Jones later put the words and music together in October 1999 in a hotel in Europe. The song was first released on Just Enough Education to Perform on 17 April 2001. It was later released as the album's second single on 11 June 2001. The song was also included in the band's first greatest hits compilation album, Decade in the Sun: Best of Stereophonics.

==Music video==
The first video for "Have a Nice Day" was directed by Jake & Jim, it features the band along with their touring musicians Scott James on guitar, Tony Kirkham on keyboard and twenty-one models. Throughout the video Kelly Jones is tied to a blue and white target with balloons round his wrists and ankles.
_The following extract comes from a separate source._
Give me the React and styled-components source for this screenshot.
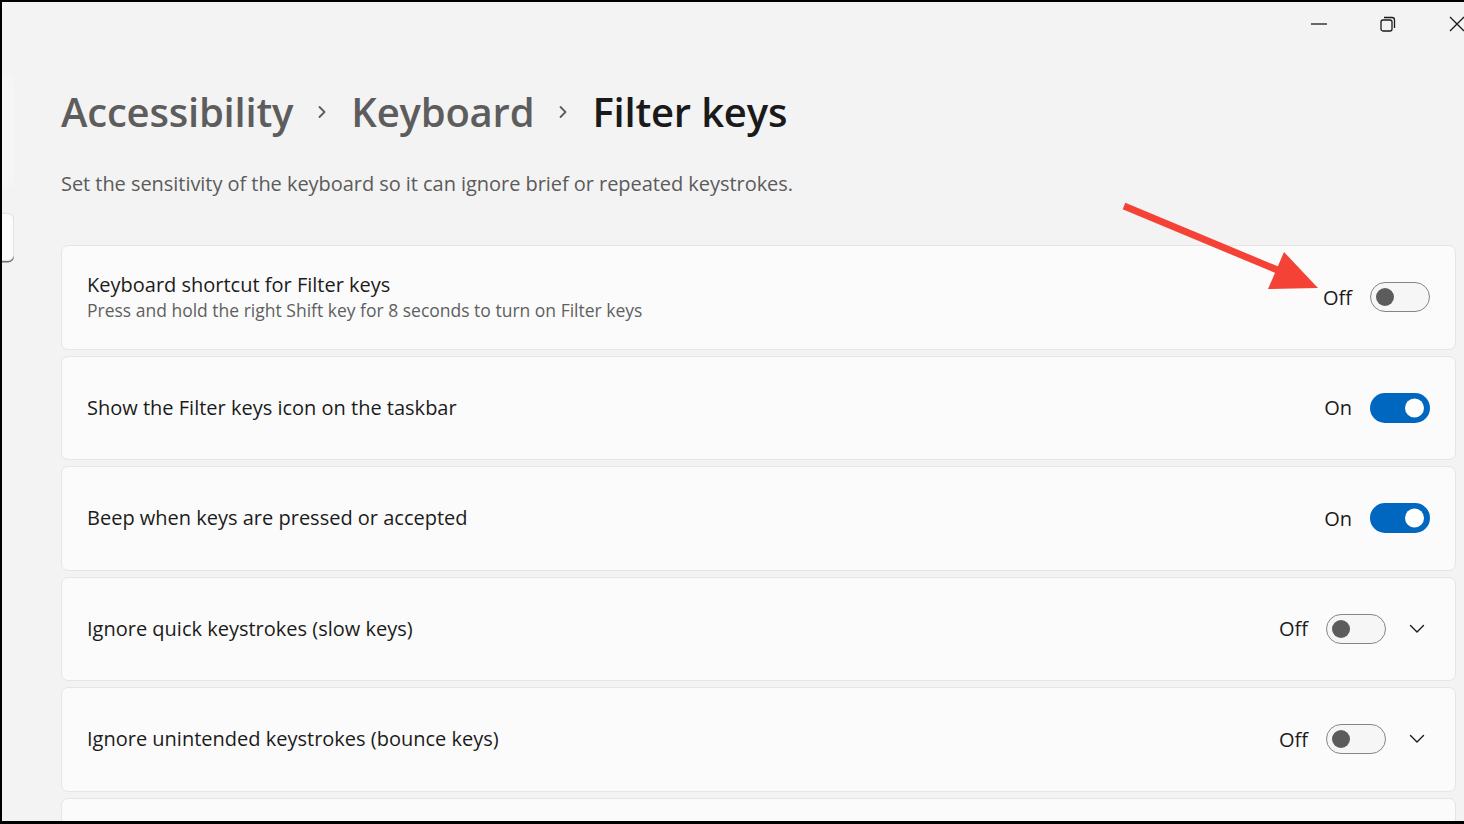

The treatment was written by Kelly Jones, who was trying to do a mix between Jimi Hendrix's Electric Ladyland album cover and the Clint Eastwood film Bronco Billy though when he went to the set and saw the half-naked models with glitter he ended up feeling like Les Dawson.

==Reception==
===Critical response===
"Have a Nice Day" received negative reviews from music critics. When reviewing the album, John Dark from Pitchfork said it "has more sap than a Vermont maple." He was also critical of the song's narrative structure and signature line: "ba-ba-ba's". NME summarised the song as a "beige smudge of a song".

===Chart performance===
"Have a Nice Day" debuted at number five on the UK Singles Chart, making it the band's fifth single to chart in the top five and it remained in the charts for nine weeks. In 2020, the British Phonographic Industry awarded the song with a Platinum certification. On the Irish Singles Chart the single peaked at number five and remained in the charts for eleven weeks.
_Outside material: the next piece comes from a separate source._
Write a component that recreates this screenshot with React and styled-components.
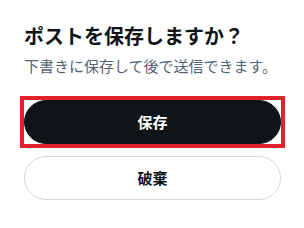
import styled, { createGlobalStyle } from 'styled-components';

const GlobalStyle = createGlobalStyle`
    html, body {
        margin: 0;
        padding: 0;
        background: #ffffff;
    }

    body {
        font-family: "Noto Sans CJK JP", "Noto Sans", sans-serif;
        color: #0f1419;
    }
`;

export const Dialog = styled.div`
    width: 304px;
    height: 228px;
    box-sizing: border-box;
    padding: 24px 23px 0 24px;
    display: flex;
    flex-direction: column;
    background: #ffffff;
`;

export const Title = styled.h1`
    margin: 0;
    font-size: 20px;
    line-height: 24px;
    font-weight: 700;
    color: #0f1419;
`;

export const Subtitle = styled.p`
    margin: 8px 0 0;
    font-size: 15px;
    line-height: 20px;
    font-weight: 400;
    color: #536471;
`;

export const Actions = styled.div`
    margin-top: 24px;
    display: flex;
    flex-direction: column;
    gap: 12px;
`;

export const FocusFrame = styled.div`
    margin: -4px;
    border: 4px solid #e3212d;
    display: flex;
`;

export const Btn = styled.button`
    width: 100%;
    height: 44px;
    box-sizing: border-box;
    border-radius: 9999px;
    border: 1px solid ${({ $primary }) => ($primary ? '#0f1419' : '#cfd9de')};
    background: ${({ $primary }) => ($primary ? '#0f1419' : '#ffffff')};
    color: ${({ $primary }) => ($primary ? '#ffffff' : '#0f1419')};
    font-family: inherit;
    font-size: 15px;
    font-weight: 700;
    line-height: 20px;
    cursor: pointer;
    padding: 0 24px;
`;

const App = () => {
    return (
        <>
            <GlobalStyle />
            <Dialog>
                <Title>ポストを保存しますか？</Title>
                <Subtitle>下書きに保存して後で送信できます。</Subtitle>
                <Actions>
                    <FocusFrame>
                        <Btn $primary>保存</Btn>
                    </FocusFrame>
                    <Btn>破棄</Btn>
                </Actions>
            </Dialog>
        </>
    )
}

export default App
In New Zealand, the song debuted at number 42 on 5 August 2001 before reaching number 37 the following week and remained in the chart for four weeks. The song appeared in the Dutch Top 40 charts on 16 June 2001 at number 95, it ascended to number 87 for the next two weeks until it reached its peak position at number 84. It remained in the charts for the next six weeks until it dropped out. In the United States, "Have a Nice Day" is the only Stereophonics single to chart on the Billboard Adult Top 40, peaking at number 26.

==Track listings==

UK CD1
| No. | Title | Length |
|---|---|---|
| 1. | "Have a Nice Day" |  |
| 2. | "Surprise" |  |
| 3. | "Piano for a Stripper" (demo) |  |

UK CD2
| No. | Title | Length |
|---|---|---|
| 1. | "Have a Nice Day" (live acoustic) |  |
| 2. | "Heart of Gold" (live acoustic) |  |
| 3. | "I Stopped to Fill My Car Up" (live acoustic) |  |

UK 7-inch and cassette single; European CD single
| No. | Title | Length |
|---|---|---|
| 1. | "Have a Nice Day" |  |
| 2. | "Surprise" |  |

Australian, New Zealand, and Japanese CD single
| No. | Title | Length |
|---|---|---|
| 1. | "Have a Nice Day" |  |
| 2. | "Surprise" |  |
| 3. | "Piano for a Stripper" (demo) |  |
| 4. | "Heart of Gold" (live acoustic) |  |
| 5. | "I Stopped to Fill My Car Up" (live acoustic) |  |

==Credits and personnel==
Credits are taken from the Just Enough Education to Perform album booklet.

Studios
- Recorded at Real World Studios (Bath, Somerset, England) and Monnow Valley Studios (Rockfield, Wales)
- Mixed at Soundtrack Studios (New York City)
- Mastered at Gateway Mastering (Portland, Maine, US)

Stereophonics
- Kelly Jones – vocals, guitar
- Richard Jones – bass
- Stuart Cable – drums

Additional personnel
- Marshall Bird – piano, backing vocals, Wurlitzer
- Bird and Bush – production, engineering
- Andy Wallace – mixing
- Bob Ludwig –mastering

==Charts==

===Weekly charts===

| Chart (2001–2002) | Peak position |
|---|---|
| Australia (ARIA) | 73 |
| Europe (Eurochart Hot 100) | 26 |
| Ireland (IRMA) | 11 |
| Italy (FIMI) | 41 |
| Netherlands (Single Top 100) | 84 |
| New Zealand (Recorded Music NZ) | 37 |
| Scottish Singles Sales (Official Charts) | 2 |
| UK Singles (Official Charts) | 5 |
| UK Indie (Official Charts) | 1 |
| US Adult Pop Airplay (Billboard) | 26 |

===Year-end charts===

| Chart (2001) | Position |
|---|---|
| UK Singles (OCC) | 139 |

| Chart (2002) | Position |
|---|---|
| US Adult Top 40 (Billboard) | 86 |

==Certifications==

| Region | Certification | Certified units/sales |
| United Kingdom (BPI) | Platinum | 600,000^{‡} |
^{‡} Sales+streaming figures based on certification alone.

==Release history==

Region: Date; Format(s); Label(s); Ref(s).
United Kingdom: 11 June 2001; CD; cassette;; V2
Japan: 13 June 2001; CD
United Kingdom: 18 June 2001; 7-inch vinyl
Australia: 2 July 2001; CD
United States: 15 October 2001; Hot adult contemporary radio
16 October 2001: Alternative radio
26 November 2001: Triple A radio
11 January 2002: Contemporary hit radio

==Appearances in media==
"Have a Nice Day" was briefly used in Dawn of the Dead, in an episode of The Naked Chef and in the Veronica Mars episode "Drinking the Kool-Aid". It was also included in the 2002 Roswell TV soundtrack. The song plays in Black Mirror episode Shut Up and Dance.